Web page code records
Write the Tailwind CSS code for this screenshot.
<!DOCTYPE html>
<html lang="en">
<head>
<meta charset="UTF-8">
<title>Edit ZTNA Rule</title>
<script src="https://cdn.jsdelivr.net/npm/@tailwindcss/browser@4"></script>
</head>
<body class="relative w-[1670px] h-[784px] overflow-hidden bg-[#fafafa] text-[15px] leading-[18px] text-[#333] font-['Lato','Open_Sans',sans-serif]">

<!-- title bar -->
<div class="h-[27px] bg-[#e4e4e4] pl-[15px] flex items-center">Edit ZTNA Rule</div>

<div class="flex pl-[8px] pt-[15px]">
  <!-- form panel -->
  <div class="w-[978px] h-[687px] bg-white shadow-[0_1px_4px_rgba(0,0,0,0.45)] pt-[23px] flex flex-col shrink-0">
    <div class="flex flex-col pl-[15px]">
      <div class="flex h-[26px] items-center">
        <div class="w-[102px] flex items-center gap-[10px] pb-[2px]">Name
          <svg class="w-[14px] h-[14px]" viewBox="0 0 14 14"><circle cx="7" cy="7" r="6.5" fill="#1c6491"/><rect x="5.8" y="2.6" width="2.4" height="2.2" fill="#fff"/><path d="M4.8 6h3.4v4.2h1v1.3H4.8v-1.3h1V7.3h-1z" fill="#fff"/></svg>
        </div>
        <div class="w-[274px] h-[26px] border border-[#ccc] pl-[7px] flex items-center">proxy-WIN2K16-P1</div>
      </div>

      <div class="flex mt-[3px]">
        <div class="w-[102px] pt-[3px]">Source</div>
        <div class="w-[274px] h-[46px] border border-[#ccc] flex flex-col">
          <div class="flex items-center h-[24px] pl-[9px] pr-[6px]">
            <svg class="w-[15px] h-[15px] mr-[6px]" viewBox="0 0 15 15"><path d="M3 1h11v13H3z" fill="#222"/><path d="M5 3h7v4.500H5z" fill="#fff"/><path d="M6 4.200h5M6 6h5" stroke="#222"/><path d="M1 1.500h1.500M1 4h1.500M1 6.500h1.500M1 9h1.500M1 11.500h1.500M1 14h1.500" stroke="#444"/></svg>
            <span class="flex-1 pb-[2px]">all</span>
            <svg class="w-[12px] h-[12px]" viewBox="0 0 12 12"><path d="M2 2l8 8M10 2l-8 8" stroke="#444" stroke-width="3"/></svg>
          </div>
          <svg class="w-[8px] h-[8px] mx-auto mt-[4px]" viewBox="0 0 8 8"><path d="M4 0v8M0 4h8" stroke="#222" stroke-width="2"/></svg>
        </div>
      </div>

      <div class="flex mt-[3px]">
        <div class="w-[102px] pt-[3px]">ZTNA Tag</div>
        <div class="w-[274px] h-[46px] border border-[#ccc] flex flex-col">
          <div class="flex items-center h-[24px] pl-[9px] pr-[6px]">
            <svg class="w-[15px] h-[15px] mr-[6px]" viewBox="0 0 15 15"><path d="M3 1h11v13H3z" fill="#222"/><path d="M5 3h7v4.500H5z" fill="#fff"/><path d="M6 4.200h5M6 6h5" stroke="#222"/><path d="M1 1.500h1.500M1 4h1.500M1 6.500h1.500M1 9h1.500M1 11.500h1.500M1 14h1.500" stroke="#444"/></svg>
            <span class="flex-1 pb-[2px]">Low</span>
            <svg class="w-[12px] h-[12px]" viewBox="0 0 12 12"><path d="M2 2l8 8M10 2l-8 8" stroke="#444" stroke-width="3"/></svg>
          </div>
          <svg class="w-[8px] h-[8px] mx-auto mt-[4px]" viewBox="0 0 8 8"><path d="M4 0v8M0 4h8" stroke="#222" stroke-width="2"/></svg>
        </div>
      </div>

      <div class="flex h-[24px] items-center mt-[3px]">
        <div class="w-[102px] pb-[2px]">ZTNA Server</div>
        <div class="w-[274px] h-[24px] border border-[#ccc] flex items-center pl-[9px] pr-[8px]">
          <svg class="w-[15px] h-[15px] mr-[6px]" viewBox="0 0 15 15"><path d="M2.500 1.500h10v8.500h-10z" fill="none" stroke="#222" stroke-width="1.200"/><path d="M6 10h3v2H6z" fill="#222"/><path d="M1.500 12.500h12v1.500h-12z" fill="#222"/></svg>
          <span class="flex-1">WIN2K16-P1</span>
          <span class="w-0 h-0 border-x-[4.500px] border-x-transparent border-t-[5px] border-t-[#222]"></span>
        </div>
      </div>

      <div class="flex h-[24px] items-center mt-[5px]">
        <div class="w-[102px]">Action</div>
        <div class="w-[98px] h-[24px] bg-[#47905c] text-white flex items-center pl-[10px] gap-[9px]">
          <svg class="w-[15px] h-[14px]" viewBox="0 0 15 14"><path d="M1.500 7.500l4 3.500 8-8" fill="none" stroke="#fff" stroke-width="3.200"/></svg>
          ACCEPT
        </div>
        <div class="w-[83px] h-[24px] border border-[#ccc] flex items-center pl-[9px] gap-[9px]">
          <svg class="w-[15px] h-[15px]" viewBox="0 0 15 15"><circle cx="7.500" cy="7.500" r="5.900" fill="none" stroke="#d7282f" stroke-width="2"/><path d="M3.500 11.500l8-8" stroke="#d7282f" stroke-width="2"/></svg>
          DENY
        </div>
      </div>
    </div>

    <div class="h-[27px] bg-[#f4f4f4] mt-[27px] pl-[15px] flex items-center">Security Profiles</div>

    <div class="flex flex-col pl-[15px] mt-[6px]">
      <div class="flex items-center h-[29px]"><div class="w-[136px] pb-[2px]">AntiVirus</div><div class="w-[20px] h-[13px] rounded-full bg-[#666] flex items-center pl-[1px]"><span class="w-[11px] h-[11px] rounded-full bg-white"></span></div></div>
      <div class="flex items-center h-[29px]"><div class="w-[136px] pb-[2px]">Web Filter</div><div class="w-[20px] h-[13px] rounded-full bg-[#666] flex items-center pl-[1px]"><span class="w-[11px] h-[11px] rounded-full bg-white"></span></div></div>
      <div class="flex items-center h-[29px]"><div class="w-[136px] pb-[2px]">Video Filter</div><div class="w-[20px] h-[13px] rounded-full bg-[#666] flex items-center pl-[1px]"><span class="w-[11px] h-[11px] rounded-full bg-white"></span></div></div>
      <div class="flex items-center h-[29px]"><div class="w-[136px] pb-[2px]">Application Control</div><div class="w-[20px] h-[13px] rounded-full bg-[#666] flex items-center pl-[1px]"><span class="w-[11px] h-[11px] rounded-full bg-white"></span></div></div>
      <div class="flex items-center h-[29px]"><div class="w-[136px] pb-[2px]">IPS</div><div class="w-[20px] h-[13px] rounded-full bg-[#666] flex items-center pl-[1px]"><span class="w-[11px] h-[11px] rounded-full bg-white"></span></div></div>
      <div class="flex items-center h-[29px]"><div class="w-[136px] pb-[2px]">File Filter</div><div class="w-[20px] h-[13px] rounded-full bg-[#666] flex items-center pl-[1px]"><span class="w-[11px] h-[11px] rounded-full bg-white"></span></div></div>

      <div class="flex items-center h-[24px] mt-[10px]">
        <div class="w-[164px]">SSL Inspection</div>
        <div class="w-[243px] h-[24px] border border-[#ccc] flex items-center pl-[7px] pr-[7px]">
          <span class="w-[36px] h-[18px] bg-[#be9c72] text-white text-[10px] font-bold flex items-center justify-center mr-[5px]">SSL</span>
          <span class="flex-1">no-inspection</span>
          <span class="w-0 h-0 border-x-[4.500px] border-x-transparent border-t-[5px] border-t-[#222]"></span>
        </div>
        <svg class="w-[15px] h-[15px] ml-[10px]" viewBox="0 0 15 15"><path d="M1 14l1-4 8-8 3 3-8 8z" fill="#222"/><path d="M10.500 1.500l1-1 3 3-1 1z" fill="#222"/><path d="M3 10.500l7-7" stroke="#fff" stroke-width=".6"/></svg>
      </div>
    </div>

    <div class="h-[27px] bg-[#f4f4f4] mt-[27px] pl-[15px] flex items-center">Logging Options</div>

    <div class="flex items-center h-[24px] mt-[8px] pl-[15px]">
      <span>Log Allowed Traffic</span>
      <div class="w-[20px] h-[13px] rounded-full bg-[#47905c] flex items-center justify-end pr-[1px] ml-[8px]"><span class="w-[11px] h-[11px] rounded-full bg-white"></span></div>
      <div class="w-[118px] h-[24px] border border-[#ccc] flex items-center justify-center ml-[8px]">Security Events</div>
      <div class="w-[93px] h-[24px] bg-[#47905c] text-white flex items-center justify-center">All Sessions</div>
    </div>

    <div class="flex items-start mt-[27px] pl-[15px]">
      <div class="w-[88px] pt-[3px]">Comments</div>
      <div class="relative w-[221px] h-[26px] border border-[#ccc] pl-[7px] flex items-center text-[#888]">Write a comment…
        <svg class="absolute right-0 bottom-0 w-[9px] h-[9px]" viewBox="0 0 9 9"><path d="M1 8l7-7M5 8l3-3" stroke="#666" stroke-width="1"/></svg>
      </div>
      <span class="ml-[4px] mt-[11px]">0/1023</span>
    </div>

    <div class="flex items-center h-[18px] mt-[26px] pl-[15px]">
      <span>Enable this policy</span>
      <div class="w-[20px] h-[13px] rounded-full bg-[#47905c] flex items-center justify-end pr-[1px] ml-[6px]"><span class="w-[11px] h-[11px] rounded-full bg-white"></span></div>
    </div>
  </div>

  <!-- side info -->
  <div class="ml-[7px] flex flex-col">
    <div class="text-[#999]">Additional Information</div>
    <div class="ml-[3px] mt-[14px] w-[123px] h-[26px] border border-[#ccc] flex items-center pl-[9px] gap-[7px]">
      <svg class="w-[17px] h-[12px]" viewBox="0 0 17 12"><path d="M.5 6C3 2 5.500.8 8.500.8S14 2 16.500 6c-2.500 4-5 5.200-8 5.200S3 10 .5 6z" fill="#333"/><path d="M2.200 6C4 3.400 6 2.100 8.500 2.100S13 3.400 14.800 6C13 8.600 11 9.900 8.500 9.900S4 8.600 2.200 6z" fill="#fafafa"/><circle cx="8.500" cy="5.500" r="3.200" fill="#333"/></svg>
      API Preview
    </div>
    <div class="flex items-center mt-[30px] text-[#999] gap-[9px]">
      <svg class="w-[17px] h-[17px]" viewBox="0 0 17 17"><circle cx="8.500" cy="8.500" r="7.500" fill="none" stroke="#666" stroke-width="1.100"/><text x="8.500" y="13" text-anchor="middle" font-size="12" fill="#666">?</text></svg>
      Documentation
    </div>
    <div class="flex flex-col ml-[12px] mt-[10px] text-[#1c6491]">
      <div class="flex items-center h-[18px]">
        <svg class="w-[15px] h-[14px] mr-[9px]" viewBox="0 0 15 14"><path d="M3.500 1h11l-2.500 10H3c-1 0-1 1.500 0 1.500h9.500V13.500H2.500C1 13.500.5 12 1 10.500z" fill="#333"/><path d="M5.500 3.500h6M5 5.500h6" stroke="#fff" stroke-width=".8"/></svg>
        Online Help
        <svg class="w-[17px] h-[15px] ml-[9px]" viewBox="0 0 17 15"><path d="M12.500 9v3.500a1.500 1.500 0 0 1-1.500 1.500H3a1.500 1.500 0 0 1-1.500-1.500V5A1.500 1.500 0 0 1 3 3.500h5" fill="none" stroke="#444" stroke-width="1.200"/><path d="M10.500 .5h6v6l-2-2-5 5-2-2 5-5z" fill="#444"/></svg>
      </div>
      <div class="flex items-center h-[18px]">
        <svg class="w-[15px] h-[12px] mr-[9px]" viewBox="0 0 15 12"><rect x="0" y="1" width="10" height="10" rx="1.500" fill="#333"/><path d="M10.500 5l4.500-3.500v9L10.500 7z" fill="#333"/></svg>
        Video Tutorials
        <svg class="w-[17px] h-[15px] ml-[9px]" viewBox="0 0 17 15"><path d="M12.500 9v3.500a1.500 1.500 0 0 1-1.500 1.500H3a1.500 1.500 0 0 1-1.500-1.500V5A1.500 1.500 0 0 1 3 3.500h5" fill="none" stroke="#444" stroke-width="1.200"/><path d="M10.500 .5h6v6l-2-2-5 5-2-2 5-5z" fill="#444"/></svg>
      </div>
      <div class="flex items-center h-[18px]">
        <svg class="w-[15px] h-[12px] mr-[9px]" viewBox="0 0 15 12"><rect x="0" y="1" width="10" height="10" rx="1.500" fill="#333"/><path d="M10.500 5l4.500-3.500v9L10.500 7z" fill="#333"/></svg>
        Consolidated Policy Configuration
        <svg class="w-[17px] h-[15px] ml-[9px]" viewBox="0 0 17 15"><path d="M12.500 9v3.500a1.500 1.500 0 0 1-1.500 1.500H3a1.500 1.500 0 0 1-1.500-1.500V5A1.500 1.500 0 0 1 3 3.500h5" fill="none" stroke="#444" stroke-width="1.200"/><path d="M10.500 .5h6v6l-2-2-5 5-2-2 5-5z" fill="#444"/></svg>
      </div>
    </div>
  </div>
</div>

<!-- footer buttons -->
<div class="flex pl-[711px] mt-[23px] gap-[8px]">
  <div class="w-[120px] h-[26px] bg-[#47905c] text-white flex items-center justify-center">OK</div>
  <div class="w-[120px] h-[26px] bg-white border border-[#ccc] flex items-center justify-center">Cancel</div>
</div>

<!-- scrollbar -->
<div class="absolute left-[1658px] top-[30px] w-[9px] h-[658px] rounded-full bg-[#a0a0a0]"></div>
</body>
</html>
--
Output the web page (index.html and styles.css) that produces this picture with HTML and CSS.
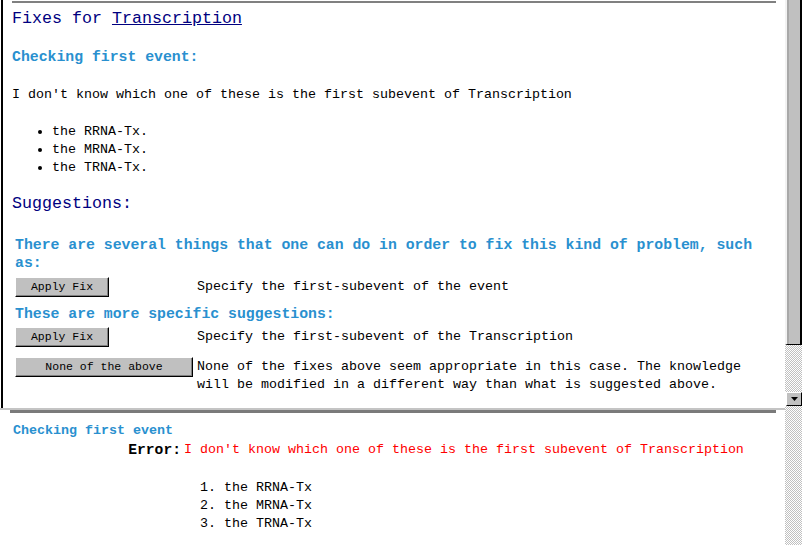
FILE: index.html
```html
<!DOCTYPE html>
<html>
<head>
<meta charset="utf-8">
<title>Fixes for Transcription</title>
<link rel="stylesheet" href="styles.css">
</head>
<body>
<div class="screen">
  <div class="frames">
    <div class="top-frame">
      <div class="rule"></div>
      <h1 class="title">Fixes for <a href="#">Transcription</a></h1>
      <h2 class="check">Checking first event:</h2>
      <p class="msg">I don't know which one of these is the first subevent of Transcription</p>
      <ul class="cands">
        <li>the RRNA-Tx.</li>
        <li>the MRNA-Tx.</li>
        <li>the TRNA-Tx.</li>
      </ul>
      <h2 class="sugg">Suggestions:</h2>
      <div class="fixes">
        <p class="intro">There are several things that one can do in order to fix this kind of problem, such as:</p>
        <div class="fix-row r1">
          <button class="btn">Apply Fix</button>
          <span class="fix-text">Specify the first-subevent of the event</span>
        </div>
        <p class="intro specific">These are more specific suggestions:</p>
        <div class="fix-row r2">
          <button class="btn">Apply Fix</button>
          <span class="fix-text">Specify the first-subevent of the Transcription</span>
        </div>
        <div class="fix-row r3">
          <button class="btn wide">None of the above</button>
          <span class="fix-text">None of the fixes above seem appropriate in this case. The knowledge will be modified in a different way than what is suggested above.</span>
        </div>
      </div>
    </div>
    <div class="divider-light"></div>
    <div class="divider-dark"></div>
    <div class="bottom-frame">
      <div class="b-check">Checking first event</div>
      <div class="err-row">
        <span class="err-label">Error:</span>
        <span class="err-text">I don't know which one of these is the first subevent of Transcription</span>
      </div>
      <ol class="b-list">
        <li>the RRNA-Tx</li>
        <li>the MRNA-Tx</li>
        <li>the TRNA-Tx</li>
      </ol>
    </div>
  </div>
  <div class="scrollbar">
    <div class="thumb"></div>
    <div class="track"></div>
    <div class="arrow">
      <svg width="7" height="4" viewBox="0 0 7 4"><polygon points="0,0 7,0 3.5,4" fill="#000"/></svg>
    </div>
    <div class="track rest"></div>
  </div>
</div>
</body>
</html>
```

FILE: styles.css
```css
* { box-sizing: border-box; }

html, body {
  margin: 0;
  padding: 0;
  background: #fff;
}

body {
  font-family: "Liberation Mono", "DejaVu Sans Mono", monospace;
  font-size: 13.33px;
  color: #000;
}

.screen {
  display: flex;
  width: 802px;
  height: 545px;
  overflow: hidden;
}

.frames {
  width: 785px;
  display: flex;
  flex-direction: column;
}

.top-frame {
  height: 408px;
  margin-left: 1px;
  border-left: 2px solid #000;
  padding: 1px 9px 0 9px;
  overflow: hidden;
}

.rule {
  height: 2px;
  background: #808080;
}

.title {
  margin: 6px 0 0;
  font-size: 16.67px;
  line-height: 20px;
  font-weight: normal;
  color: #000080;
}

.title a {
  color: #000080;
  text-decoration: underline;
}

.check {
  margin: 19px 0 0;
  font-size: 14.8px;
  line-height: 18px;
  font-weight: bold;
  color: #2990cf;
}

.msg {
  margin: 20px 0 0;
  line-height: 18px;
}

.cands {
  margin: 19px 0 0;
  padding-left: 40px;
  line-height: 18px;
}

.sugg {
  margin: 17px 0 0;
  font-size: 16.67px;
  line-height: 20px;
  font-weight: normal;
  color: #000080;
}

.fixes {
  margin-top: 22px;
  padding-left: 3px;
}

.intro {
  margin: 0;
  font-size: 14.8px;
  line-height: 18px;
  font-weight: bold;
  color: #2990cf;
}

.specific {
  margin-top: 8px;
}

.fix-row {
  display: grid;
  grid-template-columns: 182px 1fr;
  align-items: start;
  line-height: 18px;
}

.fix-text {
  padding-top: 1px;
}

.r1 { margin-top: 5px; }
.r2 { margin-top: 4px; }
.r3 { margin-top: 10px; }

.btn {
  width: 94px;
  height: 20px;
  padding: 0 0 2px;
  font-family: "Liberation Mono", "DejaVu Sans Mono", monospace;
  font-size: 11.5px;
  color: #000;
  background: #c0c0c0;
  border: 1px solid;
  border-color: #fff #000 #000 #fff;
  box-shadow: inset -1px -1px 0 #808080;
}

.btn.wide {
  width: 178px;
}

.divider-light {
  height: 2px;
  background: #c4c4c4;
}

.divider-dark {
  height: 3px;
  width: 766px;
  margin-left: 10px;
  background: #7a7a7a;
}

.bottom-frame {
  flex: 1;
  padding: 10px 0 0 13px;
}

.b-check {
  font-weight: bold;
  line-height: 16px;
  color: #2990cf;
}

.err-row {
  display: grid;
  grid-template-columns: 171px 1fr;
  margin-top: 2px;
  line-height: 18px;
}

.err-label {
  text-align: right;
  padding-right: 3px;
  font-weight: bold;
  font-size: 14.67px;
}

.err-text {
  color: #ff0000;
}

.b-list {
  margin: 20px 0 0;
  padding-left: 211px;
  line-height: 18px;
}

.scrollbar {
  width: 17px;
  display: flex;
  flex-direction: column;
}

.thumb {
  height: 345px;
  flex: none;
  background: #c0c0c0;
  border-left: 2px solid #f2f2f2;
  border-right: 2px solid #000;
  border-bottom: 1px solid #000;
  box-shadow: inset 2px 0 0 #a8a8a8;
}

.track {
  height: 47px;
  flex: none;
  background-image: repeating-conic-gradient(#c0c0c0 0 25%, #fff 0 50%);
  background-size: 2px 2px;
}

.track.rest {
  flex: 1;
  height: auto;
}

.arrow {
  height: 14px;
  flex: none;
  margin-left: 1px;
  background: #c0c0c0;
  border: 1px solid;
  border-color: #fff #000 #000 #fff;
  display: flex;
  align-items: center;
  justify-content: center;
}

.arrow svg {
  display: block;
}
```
--
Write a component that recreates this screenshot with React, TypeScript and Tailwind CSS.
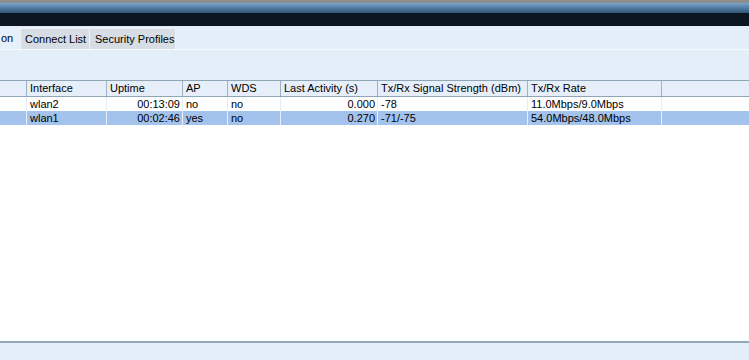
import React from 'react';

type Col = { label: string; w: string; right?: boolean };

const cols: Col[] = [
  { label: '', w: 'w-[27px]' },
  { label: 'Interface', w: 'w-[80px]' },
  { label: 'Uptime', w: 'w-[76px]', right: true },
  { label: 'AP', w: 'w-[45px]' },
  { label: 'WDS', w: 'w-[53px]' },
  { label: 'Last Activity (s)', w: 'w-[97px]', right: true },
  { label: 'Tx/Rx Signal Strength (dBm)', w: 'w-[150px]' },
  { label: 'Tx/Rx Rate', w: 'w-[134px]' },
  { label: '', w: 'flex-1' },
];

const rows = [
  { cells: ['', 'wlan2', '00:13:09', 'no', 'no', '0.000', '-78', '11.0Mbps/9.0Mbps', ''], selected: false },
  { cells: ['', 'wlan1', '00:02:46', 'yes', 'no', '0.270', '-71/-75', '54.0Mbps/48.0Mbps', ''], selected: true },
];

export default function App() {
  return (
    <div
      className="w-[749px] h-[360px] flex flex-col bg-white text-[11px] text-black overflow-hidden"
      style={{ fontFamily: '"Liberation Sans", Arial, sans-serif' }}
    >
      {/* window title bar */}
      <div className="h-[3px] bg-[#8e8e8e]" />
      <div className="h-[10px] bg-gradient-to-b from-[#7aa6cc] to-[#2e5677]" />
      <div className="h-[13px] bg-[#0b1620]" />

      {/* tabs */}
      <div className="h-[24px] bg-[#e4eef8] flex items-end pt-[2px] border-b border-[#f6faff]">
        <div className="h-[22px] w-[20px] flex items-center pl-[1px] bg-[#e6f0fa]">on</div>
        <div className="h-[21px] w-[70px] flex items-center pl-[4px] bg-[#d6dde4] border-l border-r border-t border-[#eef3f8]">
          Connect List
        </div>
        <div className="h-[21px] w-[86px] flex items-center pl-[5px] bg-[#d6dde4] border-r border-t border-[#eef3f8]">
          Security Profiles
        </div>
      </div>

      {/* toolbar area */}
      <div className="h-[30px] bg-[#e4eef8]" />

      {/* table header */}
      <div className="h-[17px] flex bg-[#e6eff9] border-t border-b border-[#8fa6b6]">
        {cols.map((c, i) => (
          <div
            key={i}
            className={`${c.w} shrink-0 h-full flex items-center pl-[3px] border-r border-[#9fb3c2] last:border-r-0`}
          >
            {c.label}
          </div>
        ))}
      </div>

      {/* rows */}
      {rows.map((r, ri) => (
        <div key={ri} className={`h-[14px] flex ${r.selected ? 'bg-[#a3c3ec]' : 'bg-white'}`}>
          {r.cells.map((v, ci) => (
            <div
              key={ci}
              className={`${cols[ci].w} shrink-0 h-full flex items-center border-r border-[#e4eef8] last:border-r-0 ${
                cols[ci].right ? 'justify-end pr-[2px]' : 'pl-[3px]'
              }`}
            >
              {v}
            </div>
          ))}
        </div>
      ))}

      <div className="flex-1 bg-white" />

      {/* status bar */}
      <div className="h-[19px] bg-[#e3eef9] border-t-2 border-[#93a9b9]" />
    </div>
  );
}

#### Request
Using the entries above, write out exactly the lines from the one with "Write a component" through the one with "string; w: string;", ends included. Leave out any pictures.

#### Answer below
Write a component that recreates this screenshot with React, TypeScript and Tailwind CSS.
import React from 'react';

type Col = { label: string; w: string; right?: boolean };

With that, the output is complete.